Leave out the images; return the rest of the data exactly.

++++ Data excerpt ++++

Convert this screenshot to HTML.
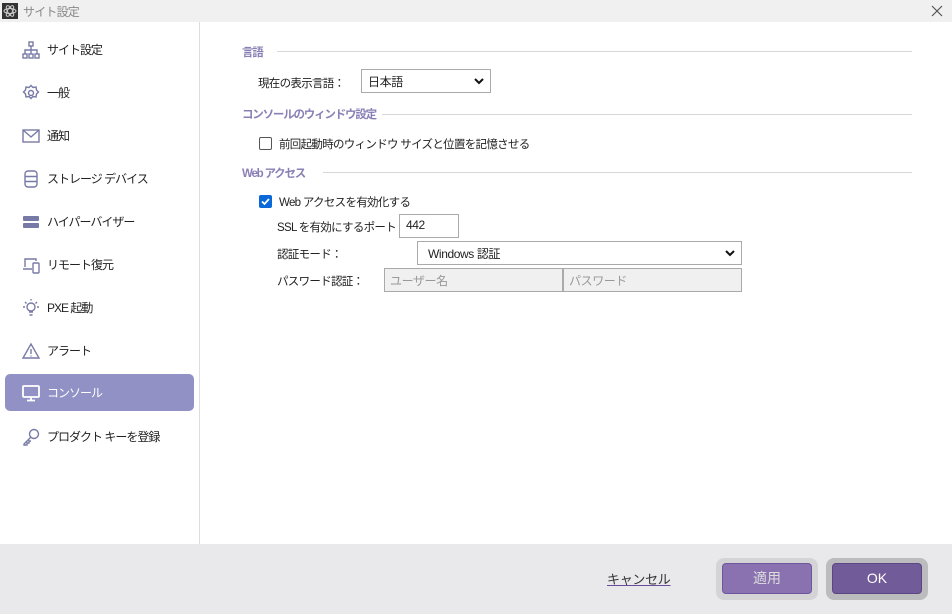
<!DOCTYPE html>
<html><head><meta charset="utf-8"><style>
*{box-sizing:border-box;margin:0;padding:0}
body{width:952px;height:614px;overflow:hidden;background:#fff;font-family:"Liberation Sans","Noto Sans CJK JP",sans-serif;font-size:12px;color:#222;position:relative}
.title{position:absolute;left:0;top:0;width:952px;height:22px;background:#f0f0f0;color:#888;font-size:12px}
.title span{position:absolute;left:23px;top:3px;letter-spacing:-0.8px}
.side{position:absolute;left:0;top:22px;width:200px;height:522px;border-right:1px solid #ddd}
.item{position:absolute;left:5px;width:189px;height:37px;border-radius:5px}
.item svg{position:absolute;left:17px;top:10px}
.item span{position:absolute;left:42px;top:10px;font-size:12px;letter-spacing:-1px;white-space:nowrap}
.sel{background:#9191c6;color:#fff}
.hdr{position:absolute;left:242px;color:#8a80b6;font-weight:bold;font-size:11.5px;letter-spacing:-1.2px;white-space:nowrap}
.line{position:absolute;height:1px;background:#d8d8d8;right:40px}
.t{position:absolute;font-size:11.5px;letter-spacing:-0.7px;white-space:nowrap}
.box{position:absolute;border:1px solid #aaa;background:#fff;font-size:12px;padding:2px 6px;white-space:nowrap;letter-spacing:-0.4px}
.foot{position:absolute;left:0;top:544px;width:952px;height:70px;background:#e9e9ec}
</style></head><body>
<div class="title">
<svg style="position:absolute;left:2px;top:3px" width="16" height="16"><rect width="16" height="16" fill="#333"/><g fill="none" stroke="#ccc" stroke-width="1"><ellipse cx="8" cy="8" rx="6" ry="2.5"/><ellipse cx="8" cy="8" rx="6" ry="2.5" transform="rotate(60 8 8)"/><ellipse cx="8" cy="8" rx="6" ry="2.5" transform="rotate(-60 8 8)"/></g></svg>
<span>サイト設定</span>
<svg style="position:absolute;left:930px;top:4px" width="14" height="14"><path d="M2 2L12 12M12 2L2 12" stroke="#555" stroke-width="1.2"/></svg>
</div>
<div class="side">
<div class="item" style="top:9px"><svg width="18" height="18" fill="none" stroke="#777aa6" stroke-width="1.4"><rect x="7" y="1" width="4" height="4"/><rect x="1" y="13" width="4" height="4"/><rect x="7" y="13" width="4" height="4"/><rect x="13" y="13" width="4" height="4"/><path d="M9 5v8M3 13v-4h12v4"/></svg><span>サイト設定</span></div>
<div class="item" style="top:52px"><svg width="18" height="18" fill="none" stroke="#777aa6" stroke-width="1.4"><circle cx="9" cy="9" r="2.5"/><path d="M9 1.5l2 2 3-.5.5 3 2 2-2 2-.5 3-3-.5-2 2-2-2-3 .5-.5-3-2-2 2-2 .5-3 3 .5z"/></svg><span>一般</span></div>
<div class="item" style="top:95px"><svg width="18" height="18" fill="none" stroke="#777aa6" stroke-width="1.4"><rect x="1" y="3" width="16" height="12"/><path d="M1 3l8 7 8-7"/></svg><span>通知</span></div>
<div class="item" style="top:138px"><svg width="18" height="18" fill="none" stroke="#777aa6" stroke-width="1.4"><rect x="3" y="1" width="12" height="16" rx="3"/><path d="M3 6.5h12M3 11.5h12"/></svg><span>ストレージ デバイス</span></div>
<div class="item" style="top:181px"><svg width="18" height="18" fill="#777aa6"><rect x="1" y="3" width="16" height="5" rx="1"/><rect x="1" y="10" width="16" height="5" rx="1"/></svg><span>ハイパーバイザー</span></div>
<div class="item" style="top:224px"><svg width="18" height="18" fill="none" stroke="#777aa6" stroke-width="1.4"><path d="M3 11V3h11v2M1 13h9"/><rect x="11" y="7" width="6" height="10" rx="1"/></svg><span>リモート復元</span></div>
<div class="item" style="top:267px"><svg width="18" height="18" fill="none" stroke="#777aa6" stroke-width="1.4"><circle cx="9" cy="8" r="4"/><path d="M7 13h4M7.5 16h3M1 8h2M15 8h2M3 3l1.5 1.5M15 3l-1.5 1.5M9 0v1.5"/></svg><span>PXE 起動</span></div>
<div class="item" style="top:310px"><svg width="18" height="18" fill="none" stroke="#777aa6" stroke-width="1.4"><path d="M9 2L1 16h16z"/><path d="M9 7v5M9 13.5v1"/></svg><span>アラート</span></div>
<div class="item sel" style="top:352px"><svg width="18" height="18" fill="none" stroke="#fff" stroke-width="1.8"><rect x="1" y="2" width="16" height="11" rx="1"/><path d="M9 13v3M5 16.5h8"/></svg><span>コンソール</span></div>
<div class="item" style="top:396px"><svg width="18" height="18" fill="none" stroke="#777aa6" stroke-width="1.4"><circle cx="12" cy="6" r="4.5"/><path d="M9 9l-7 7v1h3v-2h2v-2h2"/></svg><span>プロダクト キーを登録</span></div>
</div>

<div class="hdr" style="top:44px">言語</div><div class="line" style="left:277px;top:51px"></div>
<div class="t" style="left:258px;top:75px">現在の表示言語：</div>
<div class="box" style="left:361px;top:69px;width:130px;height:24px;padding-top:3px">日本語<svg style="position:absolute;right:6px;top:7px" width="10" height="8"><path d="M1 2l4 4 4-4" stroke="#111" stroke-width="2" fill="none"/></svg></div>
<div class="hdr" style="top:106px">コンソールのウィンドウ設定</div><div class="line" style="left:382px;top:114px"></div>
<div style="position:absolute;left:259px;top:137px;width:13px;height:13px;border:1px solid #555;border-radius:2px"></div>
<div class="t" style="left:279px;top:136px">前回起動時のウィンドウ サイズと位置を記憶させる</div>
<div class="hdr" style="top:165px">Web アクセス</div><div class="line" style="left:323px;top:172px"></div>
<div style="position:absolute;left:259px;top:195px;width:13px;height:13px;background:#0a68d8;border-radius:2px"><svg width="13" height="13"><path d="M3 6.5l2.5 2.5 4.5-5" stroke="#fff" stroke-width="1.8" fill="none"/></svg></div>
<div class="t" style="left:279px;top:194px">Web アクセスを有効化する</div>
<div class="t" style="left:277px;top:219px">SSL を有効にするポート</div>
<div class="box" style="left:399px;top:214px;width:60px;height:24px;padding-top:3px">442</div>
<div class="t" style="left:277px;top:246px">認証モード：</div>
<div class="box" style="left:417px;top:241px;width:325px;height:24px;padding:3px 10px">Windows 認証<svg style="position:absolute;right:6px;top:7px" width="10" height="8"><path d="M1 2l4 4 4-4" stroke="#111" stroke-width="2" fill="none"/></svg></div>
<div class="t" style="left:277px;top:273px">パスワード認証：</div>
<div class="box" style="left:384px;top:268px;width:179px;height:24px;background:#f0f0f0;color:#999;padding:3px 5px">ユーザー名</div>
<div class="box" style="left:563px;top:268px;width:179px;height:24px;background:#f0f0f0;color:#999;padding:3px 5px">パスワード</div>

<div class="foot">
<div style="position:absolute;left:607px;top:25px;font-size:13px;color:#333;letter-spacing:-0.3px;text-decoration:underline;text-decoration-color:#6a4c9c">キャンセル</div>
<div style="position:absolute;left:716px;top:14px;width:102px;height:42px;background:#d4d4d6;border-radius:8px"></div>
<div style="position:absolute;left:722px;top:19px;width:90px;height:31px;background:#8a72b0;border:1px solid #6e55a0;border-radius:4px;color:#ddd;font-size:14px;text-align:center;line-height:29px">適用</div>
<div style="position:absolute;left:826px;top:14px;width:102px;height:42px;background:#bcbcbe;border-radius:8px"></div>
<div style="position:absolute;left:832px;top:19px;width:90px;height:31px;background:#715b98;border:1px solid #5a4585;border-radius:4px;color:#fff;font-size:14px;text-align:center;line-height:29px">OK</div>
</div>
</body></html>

++++

■ **Task answer**:
Convert this screenshot to HTML.
<!DOCTYPE html>
<html><head><meta charset="utf-8"><style>
*{box-sizing:border-box;margin:0;padding:0}
body{width:952px;height:614px;overflow:hidden;background:#fff;font-family:"Liberation Sans","Noto Sans CJK JP",sans-serif;font-size:12px;color:#222;position:relative}
.title{position:absolute;left:0;top:0;width:952px;height:22px;background:#f0f0f0;color:#888;font-size:12px}
.title span{position:absolute;left:23px;top:3px;letter-spacing:-0.8px}
.side{position:absolute;left:0;top:22px;width:200px;height:522px;border-right:1px solid #ddd}
.item{position:absolute;left:5px;width:189px;height:37px;border-radius:5px}
.item svg{position:absolute;left:17px;top:10px}
.item span{position:absolute;left:42px;top:10px;font-size:12px;letter-spacing:-1px;white-space:nowrap}
.sel{background:#9191c6;color:#fff}
.hdr{position:absolute;left:242px;color:#8a80b6;font-weight:bold;font-size:11.5px;letter-spacing:-1.2px;white-space:nowrap}
.line{position:absolute;height:1px;background:#d8d8d8;right:40px}
.t{position:absolute;font-size:11.5px;letter-spacing:-0.7px;white-space:nowrap}
.box{position:absolute;border:1px solid #aaa;background:#fff;font-size:12px;padding:2px 6px;white-space:nowrap;letter-spacing:-0.4px}
.foot{position:absolute;left:0;top:544px;width:952px;height:70px;background:#e9e9ec}
</style></head><body>
<div class="title">
<svg style="position:absolute;left:2px;top:3px" width="16" height="16"><rect width="16" height="16" fill="#333"/><g fill="none" stroke="#ccc" stroke-width="1"><ellipse cx="8" cy="8" rx="6" ry="2.5"/><ellipse cx="8" cy="8" rx="6" ry="2.5" transform="rotate(60 8 8)"/><ellipse cx="8" cy="8" rx="6" ry="2.5" transform="rotate(-60 8 8)"/></g></svg>
<span>サイト設定</span>
<svg style="position:absolute;left:930px;top:4px" width="14" height="14"><path d="M2 2L12 12M12 2L2 12" stroke="#555" stroke-width="1.2"/></svg>
</div>
<div class="side">
<div class="item" style="top:9px"><svg width="18" height="18" fill="none" stroke="#777aa6" stroke-width="1.4"><rect x="7" y="1" width="4" height="4"/><rect x="1" y="13" width="4" height="4"/><rect x="7" y="13" width="4" height="4"/><rect x="13" y="13" width="4" height="4"/><path d="M9 5v8M3 13v-4h12v4"/></svg><span>サイト設定</span></div>
<div class="item" style="top:52px"><svg width="18" height="18" fill="none" stroke="#777aa6" stroke-width="1.4"><circle cx="9" cy="9" r="2.5"/><path d="M9 1.5l2 2 3-.5.5 3 2 2-2 2-.5 3-3-.5-2 2-2-2-3 .5-.5-3-2-2 2-2 .5-3 3 .5z"/></svg><span>一般</span></div>
<div class="item" style="top:95px"><svg width="18" height="18" fill="none" stroke="#777aa6" stroke-width="1.4"><rect x="1" y="3" width="16" height="12"/><path d="M1 3l8 7 8-7"/></svg><span>通知</span></div>
<div class="item" style="top:138px"><svg width="18" height="18" fill="none" stroke="#777aa6" stroke-width="1.4"><rect x="3" y="1" width="12" height="16" rx="3"/><path d="M3 6.5h12M3 11.5h12"/></svg><span>ストレージ デバイス</span></div>
<div class="item" style="top:181px"><svg width="18" height="18" fill="#777aa6"><rect x="1" y="3" width="16" height="5" rx="1"/><rect x="1" y="10" width="16" height="5" rx="1"/></svg><span>ハイパーバイザー</span></div>
<div class="item" style="top:224px"><svg width="18" height="18" fill="none" stroke="#777aa6" stroke-width="1.4"><path d="M3 11V3h11v2M1 13h9"/><rect x="11" y="7" width="6" height="10" rx="1"/></svg><span>リモート復元</span></div>
<div class="item" style="top:267px"><svg width="18" height="18" fill="none" stroke="#777aa6" stroke-width="1.4"><circle cx="9" cy="8" r="4"/><path d="M7 13h4M7.5 16h3M1 8h2M15 8h2M3 3l1.5 1.5M15 3l-1.5 1.5M9 0v1.5"/></svg><span>PXE 起動</span></div>
<div class="item" style="top:310px"><svg width="18" height="18" fill="none" stroke="#777aa6" stroke-width="1.4"><path d="M9 2L1 16h16z"/><path d="M9 7v5M9 13.5v1"/></svg><span>アラート</span></div>
<div class="item sel" style="top:352px"><svg width="18" height="18" fill="none" stroke="#fff" stroke-width="1.8"><rect x="1" y="2" width="16" height="11" rx="1"/><path d="M9 13v3M5 16.5h8"/></svg><span>コンソール</span></div>
<div class="item" style="top:396px"><svg width="18" height="18" fill="none" stroke="#777aa6" stroke-width="1.4"><circle cx="12" cy="6" r="4.5"/><path d="M9 9l-7 7v1h3v-2h2v-2h2"/></svg><span>プロダクト キーを登録</span></div>
</div>

<div class="hdr" style="top:44px">言語</div><div class="line" style="left:277px;top:51px"></div>
<div class="t" style="left:258px;top:75px">現在の表示言語：</div>
<div class="box" style="left:361px;top:69px;width:130px;height:24px;padding-top:3px">日本語<svg style="position:absolute;right:6px;top:7px" width="10" height="8"><path d="M1 2l4 4 4-4" stroke="#111" stroke-width="2" fill="none"/></svg></div>
<div class="hdr" style="top:106px">コンソールのウィンドウ設定</div><div class="line" style="left:382px;top:114px"></div>
<div style="position:absolute;left:259px;top:137px;width:13px;height:13px;border:1px solid #555;border-radius:2px"></div>
<div class="t" style="left:279px;top:136px">前回起動時のウィンドウ サイズと位置を記憶させる</div>
<div class="hdr" style="top:165px">Web アクセス</div><div class="line" style="left:323px;top:172px"></div>
<div style="position:absolute;left:259px;top:195px;width:13px;height:13px;background:#0a68d8;border-radius:2px"><svg width="13" height="13"><path d="M3 6.5l2.5 2.5 4.5-5" stroke="#fff" stroke-width="1.8" fill="none"/></svg></div>
<div class="t" style="left:279px;top:194px">Web アクセスを有効化する</div>
<div class="t" style="left:277px;top:219px">SSL を有効にするポート</div>
<div class="box" style="left:399px;top:214px;width:60px;height:24px;padding-top:3px">442</div>
<div class="t" style="left:277px;top:246px">認証モード：</div>
<div class="box" style="left:417px;top:241px;width:325px;height:24px;padding:3px 10px">Windows 認証<svg style="position:absolute;right:6px;top:7px" width="10" height="8"><path d="M1 2l4 4 4-4" stroke="#111" stroke-width="2" fill="none"/></svg></div>
<div class="t" style="left:277px;top:273px">パスワード認証：</div>
<div class="box" style="left:384px;top:268px;width:179px;height:24px;background:#f0f0f0;color:#999;padding:3px 5px">ユーザー名</div>
<div class="box" style="left:563px;top:268px;width:179px;height:24px;background:#f0f0f0;color:#999;padding:3px 5px">パスワード</div>

<div class="foot">
<div style="position:absolute;left:607px;top:25px;font-size:13px;color:#333;letter-spacing:-0.3px;text-decoration:underline;text-decoration-color:#6a4c9c">キャンセル</div>
<div style="position:absolute;left:716px;top:14px;width:102px;height:42px;background:#d4d4d6;border-radius:8px"></div>
<div style="position:absolute;left:722px;top:19px;width:90px;height:31px;background:#8a72b0;border:1px solid #6e55a0;border-radius:4px;color:#ddd;font-size:14px;text-align:center;line-height:29px">適用</div>
<div style="position:absolute;left:826px;top:14px;width:102px;height:42px;background:#bcbcbe;border-radius:8px"></div>
<div style="position:absolute;left:832px;top:19px;width:90px;height:31px;background:#715b98;border:1px solid #5a4585;border-radius:4px;color:#fff;font-size:14px;text-align:center;line-height:29px">OK</div>
</div>
</body></html>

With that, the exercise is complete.